Norway's flagship airline company Norwegian Air has taken the definition of the term 'low-cost' to another level.

The airline, which also proved to be one of Boeing's primary customers at the Paris Air Show earlier this year, has doled out 4 flights a week starting at $174 from Chicago's O'Hare International Airport to London's Gatwick commencing on March 25th, 2018.

The exciting news doesn't stop here.

Norwegian Air has also added Austin to its rapidly burgeoning roster of American-European flight services, which currently entails 15 U.S. and 13 European locations including cities in Denmark, France, Ireland, Spain and Sweden in addition to the UK. At this rate, Norwegian Air seems to be giving tough competition to local American low-cost airlines, which are undoubtedly threatened by this new development.

"Within just a year, we have added seven U.S. gateways, creating much greater access for even more Americans to save a tremendous amount of money, and still get to experience one of the world's best airlines," Bjørn Kjos, Norwegian's Chief Executive Officer, said in a press release.

Popular American airlines such as United Airlines, Delta Airlines and American Airlines present travelers with flight options that cost more than double of what Norwegian is offering, that too for economy class. These companies already faced competition in the category of travelers who want value for money from Spirit Airlines and Frontier Airlines without having the airline scene be rendered even more challenging by the likes of European companies offering cheaper trans-Atlantic routes.

How, one might ask, can Norwegian Air and other low-cost airlines like Iceland's WOW Air still be profitable?

The answer is simple. As demonstrated at the Paris Air Show, a fleet of new aircraft that are far more efficient which implies that there is a lesser amount of fuel being spent per passenger, lowering overall ticket prices. Moreover, with the "pay-to-play fare setup", Norwegian Airlines is able to entice and rope in more consumers giving them the advantage of economies of scale in an increasingly competitive market.

This enticement is made even more attractive by the fact that the dollar is currently strong against the pound and the euro."The weak euro and pound mean that fewer people will be flying from the United Kingdom and Europe to the United States, so those empty seats must be filled by consumers flying from the U.S. to Europe and back," said Airfare Watchdog President George Hobica. This also implies that the deal is a double edged sword: flights on the way back will thus be more expensive.

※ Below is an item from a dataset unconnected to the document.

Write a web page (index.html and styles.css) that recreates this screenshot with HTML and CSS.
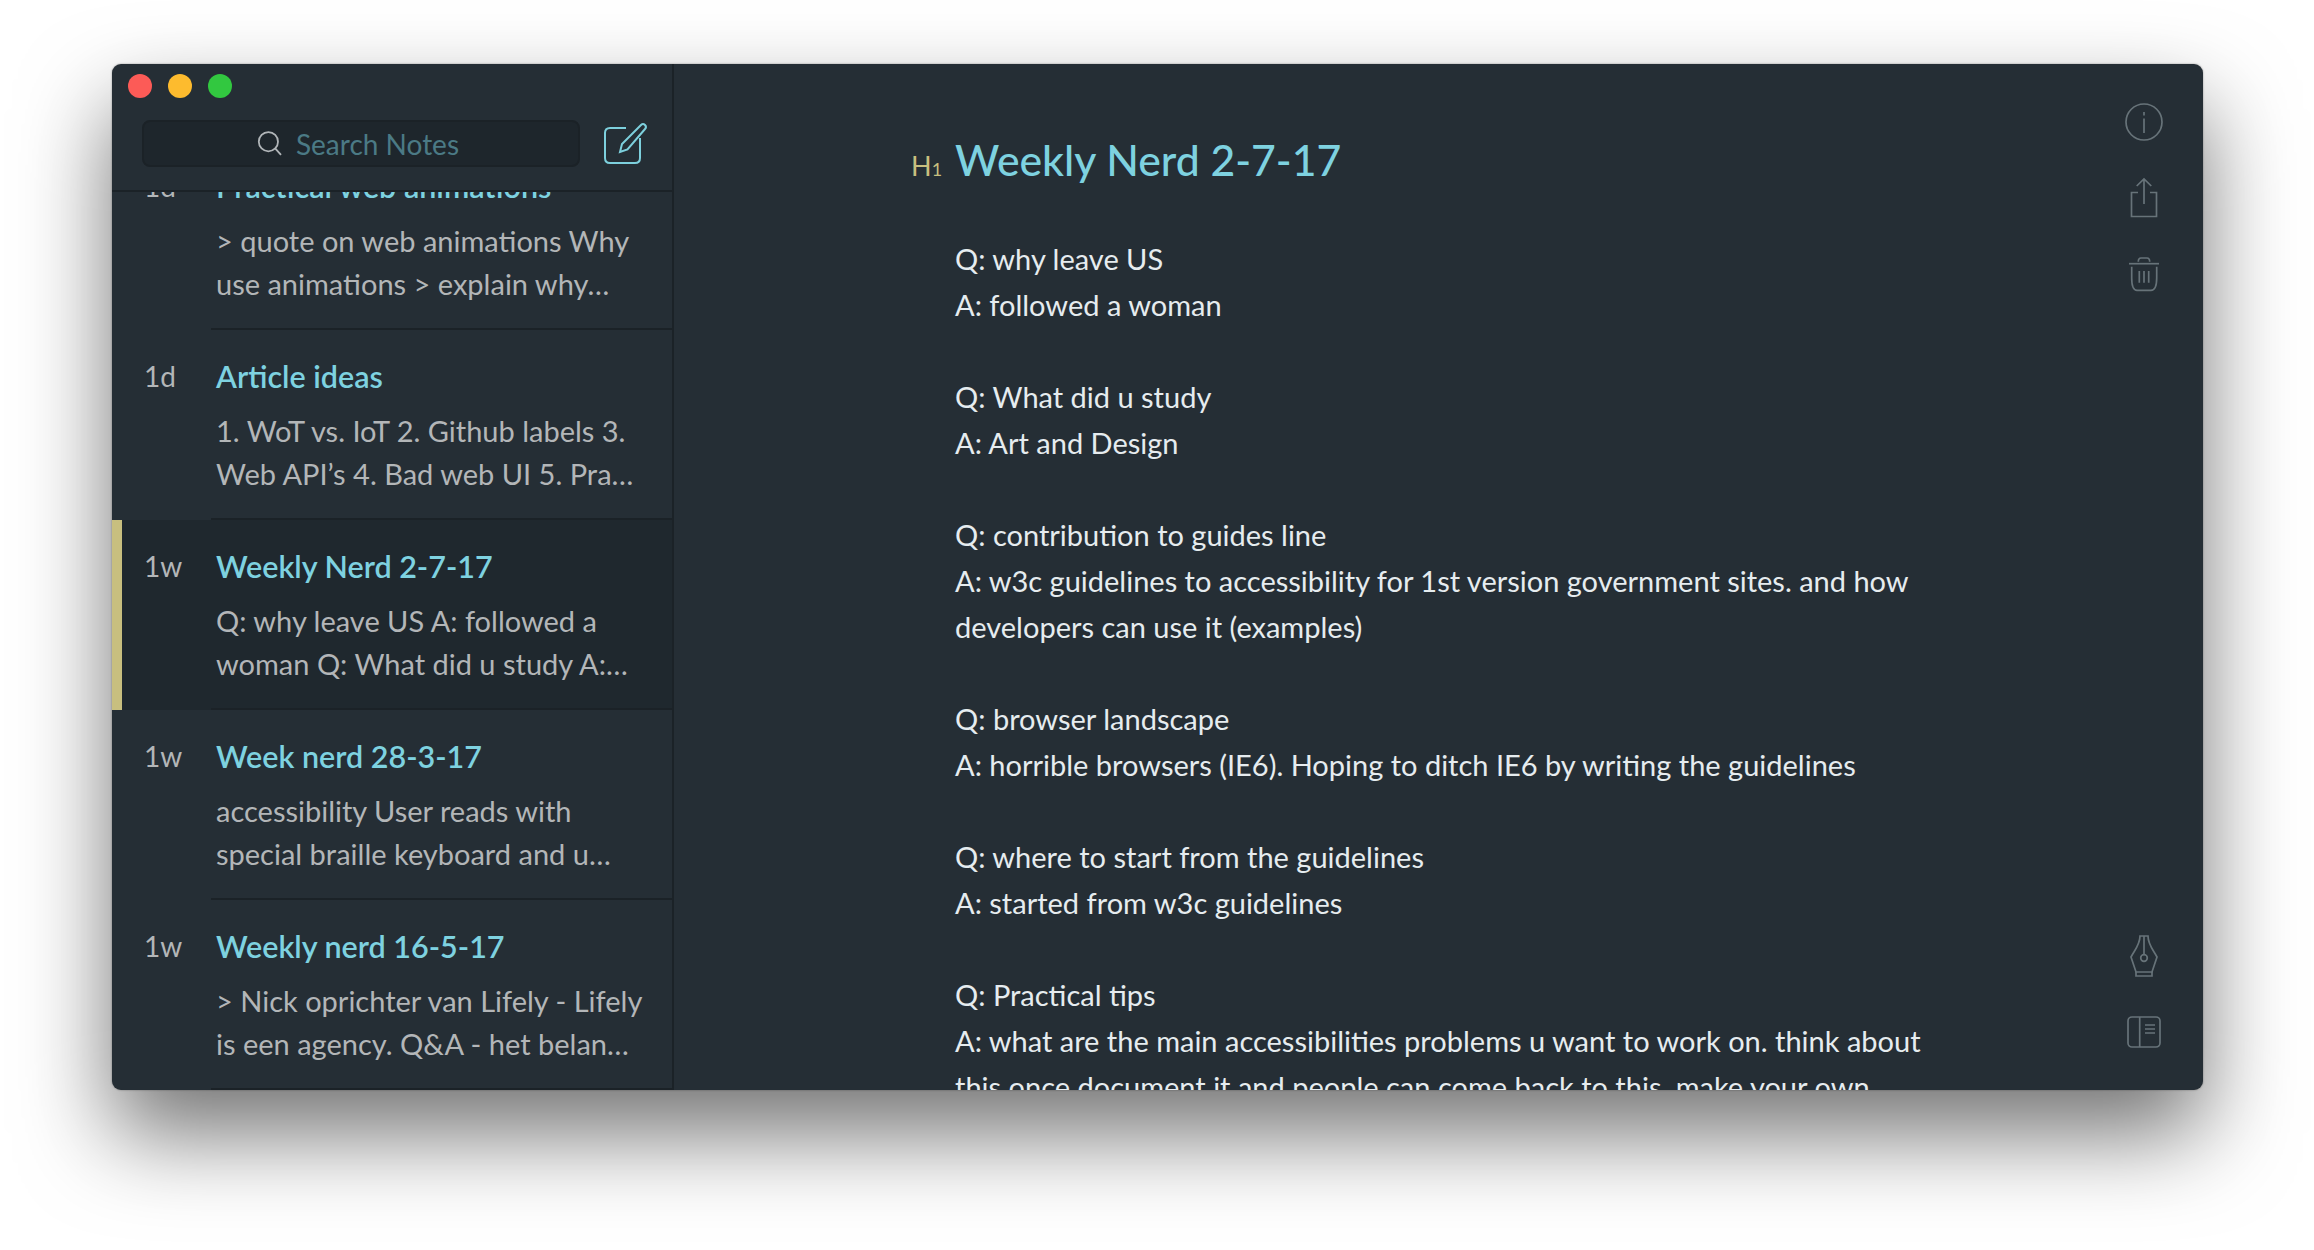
FILE: index.html
```html
<!DOCTYPE html>
<html lang="en">
<head>
  <meta charset="UTF-8">
  <title>Weekly Nerd 2-7-17</title>
  <link rel="stylesheet" href="styles.css">
</head>
<body>
  <div class="window">
    <aside class="sidebar">
      <div class="titlebar">
        <span class="dot dot-red"></span>
        <span class="dot dot-yellow"></span>
        <span class="dot dot-green"></span>
      </div>
      <div class="search-row">
        <div class="search">
          <svg class="search-icon" width="28" height="28" viewBox="0 0 28 28" fill="none" stroke="#b0b5b8" stroke-width="1.8">
            <circle cx="11.4" cy="11.7" r="9.6"/>
            <path d="M18.4 18.6 L24 24.8"/>
          </svg>
          <span class="search-text">Search Notes</span>
        </div>
        <svg class="compose" width="48" height="48" viewBox="0 0 48 48" fill="none" stroke="#7dd0dd" stroke-width="2">
          <path d="M24 8 H8 Q3 8 3 13 V38 Q3 43 8 43 H33 Q38 43 38 38 V18"/>
          <path d="M18 32 L20 24 L39 5 Q41 3 43 5 Q45 7 43 9 L25.5 29.5 Z"/>
        </svg>
      </div>
      <div class="notes">
        <div class="note note-first">
          <div class="age">1d</div>
          <div class="note-body">
            <div class="note-title">Practical web animations</div>
            <div class="note-text">&gt; quote on web animations Why<br>use animations &gt; explain why…</div>
          </div>
        </div>
        <div class="note">
          <div class="age">1d</div>
          <div class="note-body">
            <div class="note-title">Article ideas</div>
            <div class="note-text">1. WoT vs. IoT 2. Github labels 3.<br>Web API’s 4. Bad web UI 5. Pra…</div>
          </div>
        </div>
        <div class="note selected">
          <div class="age">1w</div>
          <div class="note-body">
            <div class="note-title">Weekly Nerd 2-7-17</div>
            <div class="note-text">Q: why leave US A: followed a<br>woman Q: What did u study A:…</div>
          </div>
        </div>
        <div class="note">
          <div class="age">1w</div>
          <div class="note-body">
            <div class="note-title">Week nerd 28-3-17</div>
            <div class="note-text">accessibility User reads with<br>special braille keyboard and u…</div>
          </div>
        </div>
        <div class="note">
          <div class="age">1w</div>
          <div class="note-body">
            <div class="note-title">Weekly nerd 16-5-17</div>
            <div class="note-text">&gt; Nick oprichter van Lifely - Lifely<br>is een agency. Q&amp;A - het belan…</div>
          </div>
        </div>
      </div>
    </aside>

    <main class="editor">
      <div class="content">
        <h1 class="doc-title"><span class="h-mark">H<small>1</small></span>Weekly Nerd 2-7-17</h1>
        <p>Q: why leave US<br>A: followed a woman</p>
        <p>Q: What did u study<br>A: Art and Design</p>
        <p>Q: contribution to guides line<br>A: w3c guidelines to accessibility for 1st version government sites. and how<br>developers can use it (examples)</p>
        <p>Q: browser landscape<br>A: horrible browsers (IE6). Hoping to ditch IE6 by writing the guidelines</p>
        <p>Q: where to start from the guidelines<br>A: started from w3c guidelines</p>
        <p>Q: Practical tips<br>A: what are the main accessibilities problems u want to work on. think about<br>this once document it and people can come back to this. make your own</p>
      </div>
      <div class="rail">
        <div class="rail-group">
          <svg width="48" height="48" viewBox="0 0 48 48" fill="none" stroke="#677379" stroke-width="1.7">
            <circle cx="24" cy="24" r="18"/>
            <path d="M24 14 V17.5 M24 20.5 V35"/>
          </svg>
          <svg width="48" height="48" viewBox="0 0 48 48" fill="none" stroke="#677379" stroke-width="1.7">
            <path d="M18 18.5 H11.5 V42.5 H36.5 V18.5 H30"/>
            <path d="M24 30 V5.5 M16.7 12 L24 5 L31.3 12"/>
          </svg>
          <svg width="48" height="48" viewBox="0 0 48 48" fill="none" stroke="#677379" stroke-width="1.7">
            <path d="M9 13.7 H39"/>
            <path d="M18.3 11.7 Q18.3 8 21 8 H27 Q29.7 8 29.7 11.7"/>
            <path d="M11.7 16.7 V28 Q11.7 40.3 17 40.3 H31 Q36.7 40.3 36.7 28 V16.7"/>
            <path d="M19.3 21 V32.7 M24 21 V32.7 M28.7 21 V32.7"/>
          </svg>
        </div>
        <div class="rail-group">
          <svg width="48" height="48" viewBox="0 0 48 48" fill="none" stroke="#677379" stroke-width="1.7">
            <path d="M20 4 C20 13 14 19 11 25 L16 40 H32 L37 25 C34 19 28 13 28 4 Z"/>
            <path d="M16 40 V44 H32 V40 M24 4 V22.7"/>
            <circle cx="24" cy="26" r="3.3"/>
          </svg>
          <svg width="48" height="48" viewBox="0 0 48 48" fill="none" stroke="#677379" stroke-width="1.7">
            <rect x="8" y="9" width="32" height="30" rx="4"/>
            <path d="M19.7 9 V39 M25 17 H35 M25 21 H35 M25 25 H35"/>
          </svg>
        </div>
      </div>
    </main>
  </div>
</body>
</html>
```

FILE: styles.css
```css
* {
  margin: 0;
  padding: 0;
  box-sizing: border-box;
}

html, body {
  height: 100%;
  background-color: #fff;
  overflow: hidden;
}

body {
  font-family: Lato, "Open Sans", sans-serif;
  padding: 64px 111px 160px 112px;
}

.window {
  display: flex;
  height: 1026px;
  background-color: #252e35;
  border-radius: 9px;
  overflow: hidden;
  box-shadow: 0 0 2px rgba(0, 0, 0, 0.4), 0 44px 90px rgba(0, 0, 0, 0.55);
}

/* sidebar */
.sidebar {
  display: flex;
  flex-direction: column;
  width: 562px;
  flex-shrink: 0;
  border-right: 2px solid #1b2227;
}

.titlebar {
  display: flex;
  gap: 16px;
  height: 56px;
  padding: 10px 0 0 16px;
}

.dot {
  width: 24px;
  height: 24px;
  border-radius: 50%;
}

.dot-red { background-color: #fc5b57; }
.dot-yellow { background-color: #fdbb2e; }
.dot-green { background-color: #32c840; }

.search-row {
  display: flex;
  align-items: center;
  gap: 22px;
  height: 72px;
  padding-left: 30px;
  border-bottom: 2px solid #1b2227;
}

.search {
  display: flex;
  align-items: center;
  justify-content: center;
  gap: 11px;
  width: 438px;
  height: 47px;
  margin-top: -23px;
  padding-right: 6px;
  background-color: #1e262c;
  border: 2px solid #1b2227;
  border-radius: 8px;
}

.search-text {
  font-size: 28px;
  color: #4b7a85;
}

.compose {
  margin-top: -23px;
}

.notes {
  flex: 1;
  overflow: hidden;
}

.note {
  display: flex;
  height: 190px;
  padding-left: 33px;
}

.note-first {
  margin-top: -52px;
}

.note.selected {
  padding-left: 23px;
  background-color: #1f282e;
  border-left: 10px solid #c8bf7f;
}

.age {
  width: 67px;
  margin-left: -1px;
  padding-top: 28px;
  font-size: 28px;
  line-height: 36px;
  color: #b3b6b8;
}

.note-body {
  flex: 1;
  padding: 28px 0 0 5px;
  border-bottom: 2px solid #1b2227;
}

.note-title {
  font-size: 30.5px;
  font-weight: 600;
  line-height: 36px;
  color: #7ed2e0;
}

.note-text {
  margin-top: 15px;
  font-size: 29px;
  line-height: 43px;
  color: #b3b6b8;
  white-space: nowrap;
}

/* editor */
.editor {
  display: flex;
  flex: 1;
  min-width: 0;
}

.content {
  flex: 1;
  padding: 68px 0 0 281px;
  overflow: hidden;
  font-size: 29px;
  line-height: 46px;
  color: #e6ecef;
  white-space: nowrap;
}

.content p {
  margin-bottom: 46px;
}

.doc-title {
  display: flex;
  align-items: baseline;
  margin-left: -44px;
  margin-bottom: 39px;
  font-size: 42.7px;
  font-weight: 500;
  line-height: 56px;
  color: #7ed2e0;
}

.h-mark {
  width: 44px;
  font-size: 27px;
  font-weight: 400;
  color: #c8bf7f;
}

.h-mark small {
  font-size: 18px;
}

.rail {
  display: flex;
  flex-direction: column;
  justify-content: space-between;
  align-items: center;
  width: 118px;
  flex-shrink: 0;
  padding: 34px 0;
}

.rail-group {
  display: flex;
  flex-direction: column;
  gap: 28px;
}
```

Finally, part of the reason why Norwegian Air is able to offer such cheap flights is because the flights serve as a flat fare on to which an assortment of add-ons can be charged. For instance, "pre-ordering meals and choosing a seat for a long international flight each cost $45, and checking a single bag from New York to London costs $45 online or $65 at the airport. Snacks and drinks, travel blankets and headphones carry fees as well, though those extras can be bundled to save." While Norwegian Air argues this allows consumers to choose which luxuries they want to pay for, it must be kept in mind that other airlines offer higher rates for an all inclusive experience.